Encryption: \(Z*0 = IV;\;\;\; Z_i = E_K(Z*i-1);\;\;\; C_i = M_i\oplus Z_i\)
Decyption: \(P_i = C_i\oplus Z_i\)

Counter (CTR) Mode¶

A counter is initialized to IV and repeatedly incremented and encrypted to obtain a sequence that can now be used as though they were they keys for a one-time pad, namely \(Z_i = E_K(IV + i)\) and \(C_i = Z_i\oplus M_i\). In CTR, the IV is renamed the nonce.

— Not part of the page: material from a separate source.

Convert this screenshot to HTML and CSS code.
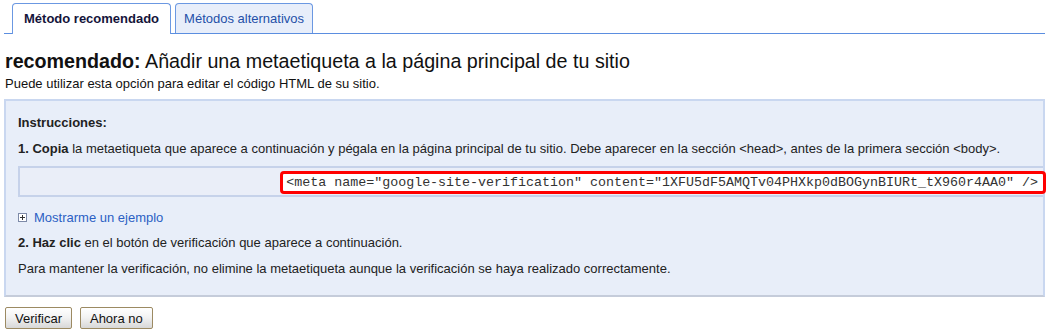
FILE: index.html
```html
<!DOCTYPE html>
<html lang="es">
<head>
  <meta charset="UTF-8" />
  <title>Verificar el sitio - Método recomendado</title>
  <link rel="stylesheet" href="styles.css">
</head>
<body>

<div class="page">
  <div class="tabs">
    <a class="tab active" href="#">Método recomendado</a>
    <a class="tab" href="#">Métodos alternativos</a>
  </div>

  <h1><strong>recomendado:</strong> Añadir una metaetiqueta a la página principal de tu sitio</h1>
  <p class="intro">Puede utilizar esta opción para editar el código HTML de su sitio.</p>

  <div class="instructions">
    <p class="title">Instrucciones:</p>
    <p><strong>1. Copia</strong> la metaetiqueta que aparece a continuación y pégala en la página principal de tu sitio. Debe aparecer en la sección &lt;head&gt;, antes de la primera sección &lt;body&gt;.</p>

    <div class="code-box">
      <code class="meta-tag">&lt;meta name="google-site-verification" content="1XFU5dF5AMQTv04PHXkp0dBOGynBIURt_tX960r4AA0" /&gt;</code>
    </div>

    <a class="example" href="#">
      <span class="plus">
        <svg width="9" height="9" viewBox="0 0 9 9">
          <rect x="0.5" y="0.5" width="8" height="8" fill="#fff" stroke="#7d8aa8" />
          <path d="M2 4.5h5M4.5 2v5" stroke="#333" stroke-width="1" />
        </svg>
      </span>
      Mostrarme un ejemplo
    </a>

    <p><strong>2. Haz clic</strong> en el botón de verificación que aparece a continuación.</p>
    <p>Para mantener la verificación, no elimine la metaetiqueta aunque la verificación se haya realizado correctamente.</p>
  </div>

  <div class="actions">
    <button>Verificar</button>
    <button>Ahora no</button>
  </div>
</div>

</body>
</html>
```

FILE: styles.css
```css
* { box-sizing: border-box; }

body {
  margin: 0;
  font-family: Arial, "Liberation Sans", sans-serif;
  font-size: 13px;
  line-height: 15px;
  color: #222;
  background: #fff;
}

.page {
  padding: 3px 8px 0 4px;
}

.tabs {
  display: flex;
  gap: 4px;
  padding-left: 8px;
  border-bottom: 1px solid #5b8ee0;
}

.tab {
  display: block;
  padding: 7px 8px 7px;
  border: 1px solid #6b98e2;
  border-bottom: none;
  border-radius: 4px 4px 0 0;
  font-size: 13px;
  line-height: 15px;
  text-decoration: none;
  color: #2450a8;
  background: #e8eefa;
}

.tab.active {
  font-weight: bold;
  color: #14143a;
  background: #fff;
  margin-bottom: -1px;
  padding: 7px 11px 8px;
}

h1 {
  margin: 15px 0 0 1px;
  font-size: 19.7px;
  line-height: 24px;
  font-weight: normal;
  color: #111;
}

.intro {
  margin: 3px 0 8px 1px;
  color: #111;
}

.instructions {
  background: #e8eef9;
  border: 2px solid #c9d7f0;
  border-bottom-color: #c5ccda;
  padding: 14px 0 19px 12px;
}

.instructions p {
  margin: 0 0 11px;
}

.instructions p:last-child {
  margin-bottom: 0;
}

.instructions .title {
  font-weight: bold;
}

.code-box {
  display: flex;
  justify-content: flex-end;
  height: 31px;
  margin: -1px 0 13px;
  padding-top: 3px;
  border: 2px solid #c6d2ea;
  border-right: none;
  background: #eaeef8;
}

.meta-tag {
  display: block;
  height: 23px;
  margin-right: -3px;
  padding: 1px 5px 0 3px;
  border: 3px solid #f00;
  border-radius: 4px;
  background: #fff;
  font-family: "Courier New", "Liberation Mono", monospace;
  font-size: 13.33px;
  line-height: 15px;
  color: #333;
  white-space: nowrap;
}

.example {
  display: flex;
  align-items: center;
  gap: 7px;
  margin-bottom: 10px;
  color: #2b5fc4;
  text-decoration: none;
}

.plus {
  display: flex;
}

.actions {
  display: flex;
  gap: 8px;
  padding: 10px 0 0 1px;
}

button {
  height: 22px;
  padding: 0 9px;
  border: 1px solid #9c8a62;
  border-radius: 2px;
  background: linear-gradient(#ffffff, #f3f3f3 45%, #d8d8d8);
  font-family: Arial, "Liberation Sans", sans-serif;
  font-size: 13px;
  color: #111;
  cursor: pointer;
}
```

Encryption: \(C_i = E_K(IV + i) \oplus M_i\)
Decryption: \(M_i = E_K(IV + i) \oplus C_i\)

Parallelization¶

Some modes require successive blocks to be encrypted or decrypted sequentially, but some of them can be parallelized:

CBC encryption cannot be parallized since it depends on \(C_{i-1}\).
CBC decryption can be parallelized. Since we already have all the ciphertext blocks
CTR encryption and decryption can both be parallelized.

Padding¶

Recall that block ciphers let us encrypt messages that are longer than one block long. What happens if we want to send a message that is not a multiple of the block size? It will depends on which mode is being used. Let's assume the block size is 128 bits (16 characters).

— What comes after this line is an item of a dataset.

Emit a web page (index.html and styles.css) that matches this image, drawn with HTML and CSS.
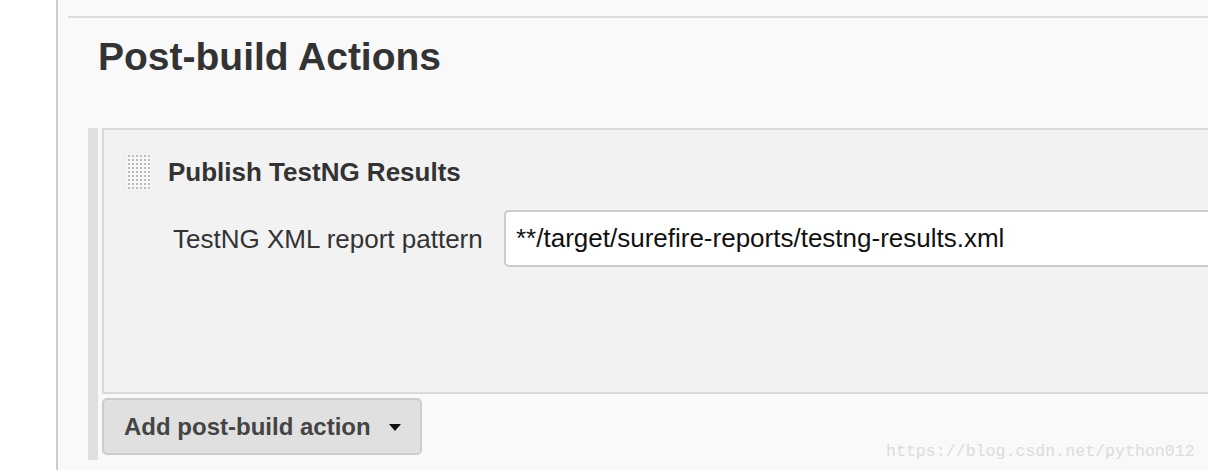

CBC: if the plaintext isn't a multiple of 128 bits, then the last block of plaintext will be slightly shorter than 128 bits. The XOR would be undefined-bitwise XOR. The solution is to pad the plaintext until it is a multiple of 128 bits. But that means we have to remove the padding in decryption.

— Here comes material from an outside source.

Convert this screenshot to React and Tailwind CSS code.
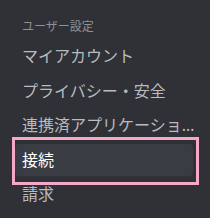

PKCS#7 padding pads the message by the number of padding bytes used. This allows the decryption to understand how much bytes to remove.

Not all modes need to be padded. CTR doesn't because the result of XOR never has to be passed into a block cipher again at the end, so the 100 bits left is fine.

Reusing IVs is Insecure¶

Recall ECB is not IND-CPA because it is deterministic. Encrypting the same plaintext twice produces the same output, and this causes information leakage. All other modes introduce a random initialization vector IV that is different on every encryption in order to ensure that encrypting the same plaintext twice with the same key results in different output.

However, reusing IV in CTR is equivalent to reusing the one-time pad.